Cash, cash equivalents and short-term investments

   $ 129,857     $ 114,410  

Cash provided by operating activities

   $ 78,858     $ 44,659  

Cash used in investing activities, excluding short-term investments

   $ (57,974 )   $ (42,296 )

Cash (used in) provided by financing activities

   $ (6,613 )   $ 18,918  

Cash, Cash Equivalents and Short-Term Investments

Total cash, cash equivalents and short-term investments at December 31, 2006 increased by $15,447, or 14%, from December 31, 2005. The increase in cash flows from operating activities was primarily due to: (i) an increase in accounts payable and accrued liabilities in the year ended December 31, 2006 compared to a decrease in the year ended December 31, 2005, due in part to the change in payment schedule for incentive compensation and related benefits from quarterly in the year ended December 31, 2005 to annually in the year ended December 31, 2006 as more fully described under “Accrued Payroll and Related Liabilities” below, (ii) an increase in income before taxes from the year ended December 31, 2005, and (iii) non-cash stock-based compensation incurred in 2006, resulting from the adoption of SFAS 123(R) on January 1, 2006. The increase in cash flows from operating activities was partially offset by an increase in trade accounts receivable, and term receivables, both long and short-term, as more fully described under “Trade Accounts and Term Receivables” below.

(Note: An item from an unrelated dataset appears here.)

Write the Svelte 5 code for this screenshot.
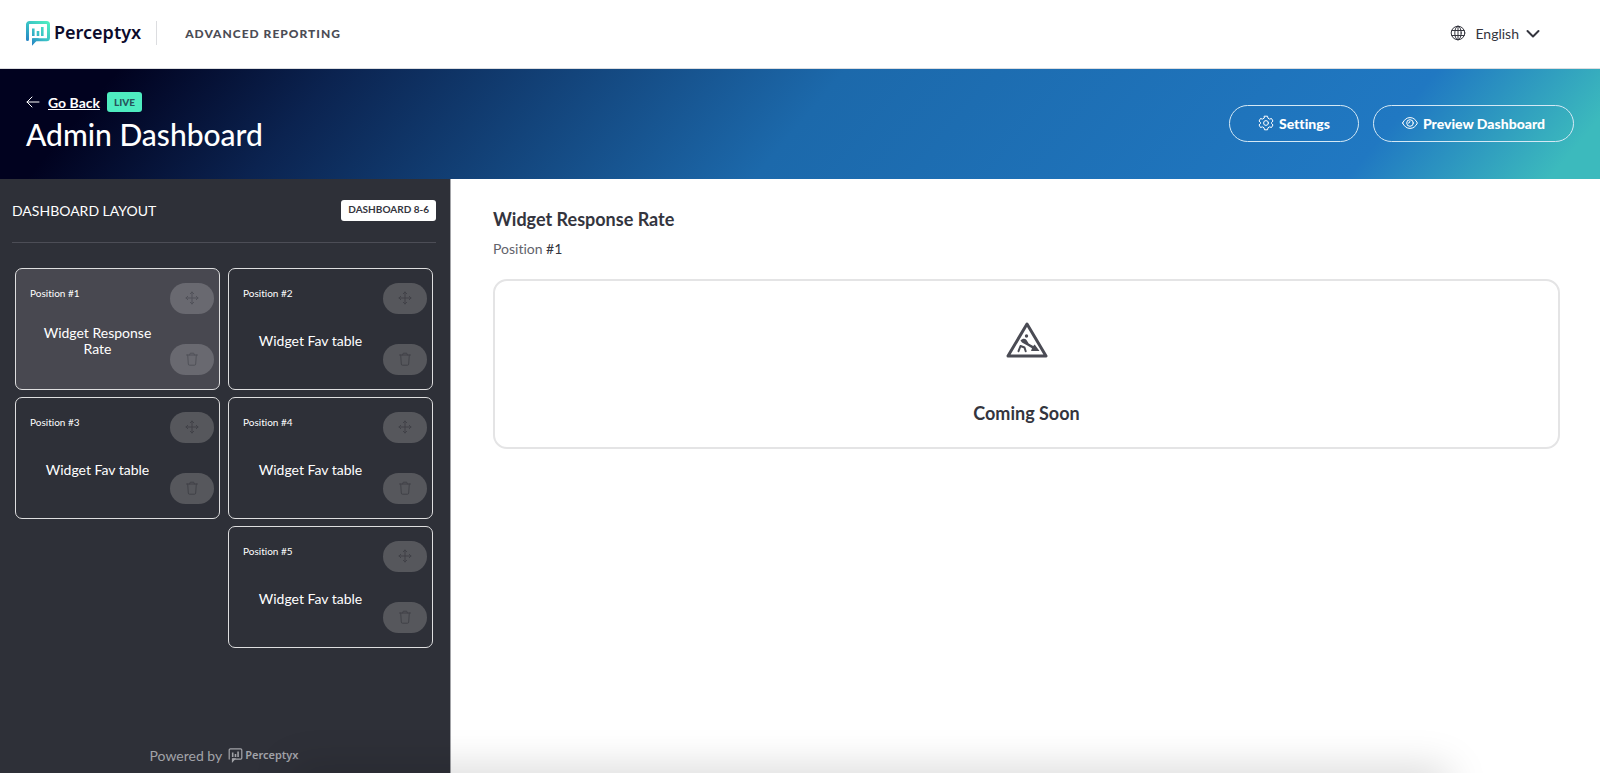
<script lang="ts">
  interface Widget {
    position: number;
    name: string;
    column: number;
  }

  const widgets: Widget[] = [
    { position: 1, name: "Widget Response Rate", column: 1 },
    { position: 2, name: "Widget Fav table", column: 2 },
    { position: 3, name: "Widget Fav table", column: 1 },
    { position: 4, name: "Widget Fav table", column: 2 },
    { position: 5, name: "Widget Fav table", column: 2 },
  ];

  let selectedIndex = $state(0);
  let selected = $derived(widgets[selectedIndex]);
</script>

{#snippet logoMark()}
  <svg class="mark" viewBox="0 0 24 25" aria-hidden="true">
    <defs>
      <linearGradient id="mark-fill" gradientUnits="userSpaceOnUse" x1="2" y1="24" x2="22" y2="2">
        <stop offset="0" stop-color="#2277c4" />
        <stop offset="0.5" stop-color="#38bfc6" />
        <stop offset="1" stop-color="#4eecc0" />
      </linearGradient>
    </defs>
    <path class="mark-line" d="M1.500 18.500V3.500a2 2 0 0 1 2-2h17a2 2 0 0 1 2 2v13.200a2 2 0 0 1-2 2H7.500" />
    <path class="mark-solid" d="M6 17.200h7L6 24.800zM6 7.500h2.600v7.500H6zM10.700 10h2.600v5h-2.600zM15 6h2.600v9H15z" />
  </svg>
{/snippet}

<div class="page">
  <header class="topbar">
    <a class="logo" href="/" aria-label="Perceptyx">
      {@render logoMark()}
      <span>Perceptyx</span>
    </a>
    <span class="product">Advanced Reporting</span>
    <button class="language" type="button">
      <svg class="globe" viewBox="0 0 16 16" aria-hidden="true">
        <circle cx="8" cy="8" r="6.800" />
        <ellipse cx="8" cy="8" rx="3.200" ry="6.800" />
        <path d="M8 1.200v13.600M1.800 5.500h12.400M1.800 10.500h12.400" />
      </svg>
      <span>English</span>
      <svg class="chevron" viewBox="0 0 14 14" aria-hidden="true">
        <path d="M1.500 5 7 10.500 12.500 5" />
      </svg>
    </button>
  </header>

  <section class="hero">
    <div class="heading">
      <div class="crumb">
        <a class="back" href="/dashboards">
          <svg viewBox="0 0 14 14" aria-hidden="true">
            <path d="M13 7H1M6 2 1 7l5 5" />
          </svg>
          <span>Go Back</span>
        </a>
        <span class="live">LIVE</span>
      </div>
      <h1>Admin Dashboard</h1>
    </div>
    <div class="actions">
      <button class="outline" type="button">
        <svg viewBox="0 0 16 16" aria-hidden="true">
          <path d="M6.500 1.200h3l.5 2 1.500.9 2-.6 1.500 2.600L13.500 7.500v1l1.500 1.400-1.500 2.600-2-.6-1.500.9-.5 2h-3l-.5-2-1.500-.9-2 .6L1 9.900l1.500-1.400v-1L1 6.100l1.500-2.600 2 .6L6 3.200z" />
          <circle cx="8" cy="8" r="2.400" />
        </svg>
        Settings
      </button>
      <button class="outline" type="button">
        <svg viewBox="0 0 16 16" aria-hidden="true">
          <path d="M.6 8C2.300 4.500 4.800 2.600 8 2.600s5.700 1.900 7.400 5.400c-1.700 3.500-4.200 5.400-7.400 5.400S2.300 11.500.6 8z" />
          <circle cx="8" cy="8" r="3.300" />
          <path d="M6.300 8.200A1.800 1.800 0 0 0 8 6.400" />
        </svg>
        Preview Dashboard
      </button>
    </div>
  </section>

  <div class="body">
    <aside class="sidebar">
      <div class="layout-head">
        <h2>DASHBOARD LAYOUT</h2>
        <span class="layout-name">DASHBOARD 8-6</span>
      </div>

      <div class="grid">
        {#each widgets as widget, index}
          <div
            class="card"
            class:selected={index === selectedIndex}
            class:right={widget.column === 2}
          >
            <button class="card-main" type="button" onclick={() => (selectedIndex = index)}>
              <span class="card-position">Position #{widget.position}</span>
              <span class="card-name">{widget.name}</span>
            </button>
            <div class="card-tools">
              <button type="button" disabled aria-label="Move widget">
                <svg viewBox="0 0 14 14" aria-hidden="true">
                  <path d="M7 1v12M1 7h12M5.300 2.700 7 1l1.700 1.700M5.300 11.300 7 13l1.700-1.700M2.700 5.300 1 7l1.700 1.700M11.300 5.300 13 7l-1.700 1.700" />
                </svg>
              </button>
              <button type="button" disabled aria-label="Delete widget">
                <svg viewBox="0 0 14 14" aria-hidden="true">
                  <path d="M1.500 3h11M4.500 3l.8-1.800h3.400L9.500 3M2.700 3l.6 9a1.200 1.200 0 0 0 1.200 1.200h5a1.200 1.200 0 0 0 1.200-1.200l.6-9" />
                </svg>
              </button>
            </div>
          </div>
        {/each}
      </div>

      <div class="powered">
        <span>Powered by</span>
        <span class="logo small">
          {@render logoMark()}
          <span>Perceptyx</span>
        </span>
      </div>
    </aside>

    <main class="content">
      <h2>{selected.name}</h2>
      <p>Position <span>#{selected.position}</span></p>
      <div class="panel">
        <svg viewBox="0 0 42 36" aria-hidden="true">
          <path class="sign" d="M21 2 40 34H2z" />
          <circle cx="20.500" cy="14" r="1.700" />
          <path d="M14.500 18.500c2-2.200 4.600-2 6-.5l2.200 3.600 4.500 2.400 1.500-1.600L33.500 29H25l1-2.700-4.600-2.700-5.400-3.200z" />
          <path class="legs" d="M12.500 29.200 14.500 24l4 1.500 1.200 3.700" />
        </svg>
        <h3>Coming Soon</h3>
      </div>
    </main>
  </div>
  <div class="edge-shadow"></div>
</div>

<style>
  :global(body) {
    margin: 0;
  }

  .page {
    position: relative;
    display: flex;
    flex-direction: column;
    min-height: 100vh;
    overflow: hidden;
    background: #fff;
    color: #34353e;
    font-family: Lato, "Open Sans", sans-serif;
    font-size: 14px;
    font-variant-ligatures: none;
  }

  .page :global(*) {
    box-sizing: border-box;
  }

  svg {
    flex: none;
    fill: none;
    stroke: currentColor;
    stroke-linecap: round;
    stroke-linejoin: round;
  }

  button {
    font: inherit;
    font-variant-ligatures: none;
    color: inherit;
    cursor: pointer;
  }

  h1,
  h2,
  h3,
  p {
    margin: 0;
  }

  .topbar {
    display: flex;
    align-items: center;
    min-height: 69px;
    padding: 0 60px 2px 26px;
    border-bottom: 1px solid #dcdde0;
  }

  .logo {
    display: flex;
    align-items: center;
    gap: 4px;
    height: 24px;
    padding-right: 15px;
    border-right: 1px solid #dcdde0;
    color: #0b0b2c;
    font-family: "Noto Sans", sans-serif;
    font-size: 18px;
    font-weight: 600;
    line-height: 20px;
    text-decoration: none;
  }

  .logo > span {
    padding-bottom: 3px;
  }

  .mark {
    width: 24px;
    height: 25px;
  }

  .mark-line {
    stroke: url(#mark-fill);
    stroke-width: 3;
  }

  .mark-solid {
    fill: url(#mark-fill);
    stroke: none;
  }

  .product {
    padding-left: 28px;
    color: #4b4c55;
    font-size: 12px;
    font-weight: 900;
    letter-spacing: 1px;
    text-transform: uppercase;
  }

  .language {
    display: flex;
    align-items: center;
    margin-left: auto;
    padding: 0;
    border: 0;
    background: none;
  }

  .globe {
    width: 16px;
    height: 16px;
    margin-right: 9px;
  }

  .chevron {
    width: 14px;
    height: 14px;
    margin-left: 7px;
    stroke-width: 2;
  }

  .hero {
    display: flex;
    align-items: center;
    justify-content: space-between;
    min-height: 110px;
    padding: 0 26px 2px;
    background: linear-gradient(130deg, #01021f 7%, #0b2350 20%, #1c69ab 50%, #2078c2 85%, #3cbabd 97%);
    color: #fff;
  }

  .heading {
    padding-bottom: 2px;
  }

  .crumb,
  .back {
    display: flex;
    align-items: center;
  }

  .crumb {
    gap: 7px;
  }

  .back {
    gap: 8px;
    color: #fff;
    font-weight: 700;
  }

  .back svg {
    width: 14px;
    height: 14px;
  }

  .live {
    padding: 0 7px;
    border-radius: 3px;
    background: #4eecc0;
    color: #27545b;
    font-size: 10px;
    font-weight: 900;
    line-height: 20px;
  }

  h1 {
    margin-top: 4px;
    font-size: 30px;
    font-weight: 500;
    line-height: 36px;
  }

  .actions {
    display: flex;
    gap: 14px;
  }

  .outline {
    display: flex;
    align-items: center;
    gap: 5px;
    height: 37px;
    padding: 0 28px;
    border: 1px solid #d5e9f5;
    border-radius: 20px;
    background: none;
    font-weight: 900;
  }

  .outline svg {
    width: 16px;
    height: 16px;
  }

  .body {
    display: flex;
    flex: 1;
  }

  .sidebar {
    display: flex;
    flex: none;
    flex-direction: column;
    width: 451px;
    padding: 21px 14px 6px 12px;
    border-right: 1px solid #a3a4a8;
    background: #2e3038;
    color: #fff;
  }

  .layout-head {
    display: flex;
    align-items: center;
    justify-content: space-between;
    padding-bottom: 21px;
    border-bottom: 1px solid #4c4d56;
  }

  .layout-head h2 {
    font-size: 14px;
    font-weight: 400;
  }

  .layout-name {
    padding: 0 7px 2px;
    border-radius: 3px;
    background: #fff;
    color: #34353e;
    font-size: 10px;
    font-weight: 700;
    line-height: 19px;
  }

  .grid {
    display: grid;
    grid-template-columns: 1fr 1fr;
    gap: 7px 8px;
    padding: 25px 3px 25px 3px;
  }

  .card {
    display: flex;
    grid-column: 1;
    min-height: 122px;
    border: 1px solid #dededf;
    border-radius: 7px;
  }

  .card.right {
    grid-column: 2;
  }

  .card.selected {
    background: #484850;
  }

  .card-main {
    display: flex;
    flex: 1;
    flex-direction: column;
    padding: 15px 0 10px 14px;
    border: 0;
    background: none;
  }

  .card-position {
    font-size: 10px;
    line-height: 18px;
    text-align: left;
  }

  .card-name {
    display: flex;
    flex: 1;
    align-items: center;
    justify-content: center;
    padding: 0 10px;
    line-height: 16px;
    text-align: center;
  }

  .card-tools {
    display: flex;
    flex-direction: column;
    justify-content: space-between;
    padding: 14px 5px;
  }

  .card-tools button {
    display: flex;
    align-items: center;
    justify-content: center;
    width: 44px;
    height: 31px;
    padding: 0 0 2px;
    border: 0;
    border-radius: 16px;
    background: #56575c;
    color: #404147;
    cursor: default;
  }

  .card.selected .card-tools button {
    background: #696970;
    color: #505158;
  }

  .card-tools svg {
    width: 14px;
    height: 14px;
  }

  .powered {
    display: flex;
    align-items: center;
    justify-content: center;
    gap: 6px;
    margin-top: auto;
    color: #a2a3a8;
  }

  .logo.small {
    gap: 2px;
    padding: 0;
    border: 0;
    color: inherit;
    font-size: 11px;
  }

  .small > span {
    padding: 0;
  }

  .small .mark {
    width: 15px;
    height: 15px;
  }

  .small .mark-line {
    stroke: currentColor;
    stroke-width: 2;
  }

  .small .mark-solid {
    fill: currentColor;
  }

  .content {
    flex: 1;
    padding: 28px 40px 40px 42px;
  }

  .content h2,
  .content h3 {
    font-size: 18px;
    font-weight: 700;
    line-height: 24px;
  }

  .content p {
    margin-top: 8px;
    color: #62636b;
    line-height: 20px;
  }

  .content p span {
    color: #34353e;
  }

  .panel {
    display: flex;
    flex-direction: column;
    align-items: center;
    margin-top: 20px;
    padding: 41px 20px 22px;
    border: 2px solid #e4e4e5;
    border-radius: 14px;
  }

  .panel svg {
    width: 42px;
    height: 36px;
    color: #4a4b54;
    fill: currentColor;
    stroke: none;
  }

  .panel .sign,
  .panel .legs {
    fill: none;
    stroke: currentColor;
    stroke-width: 3;
  }

  .panel .legs {
    stroke-width: 2;
  }

  .panel h3 {
    margin-top: 43px;
  }

  .edge-shadow {
    position: absolute;
    right: 160px;
    bottom: -24px;
    left: 300px;
    height: 20px;
    box-shadow: 0 0 40px 8px rgba(0, 0, 0, 0.17);
  }
</style>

We have entered into agreements to sell qualifying accounts receivable from time to time to certain financing institutions on a non-recourse basis. For the year ended December 31, 2006, we sold trade and term receivables in the amounts of $29,144 and $31,368, respectively, for net proceeds of $55,851. For the year ended December 31, 2005, we sold trade and term receivables in the amounts of $27,719 and $10,821 respectively, for net proceeds of $36,964. We continue to evaluate the economics of the sale of accounts receivable and do not have a set target for the sale of accounts receivables for fiscal year 2008.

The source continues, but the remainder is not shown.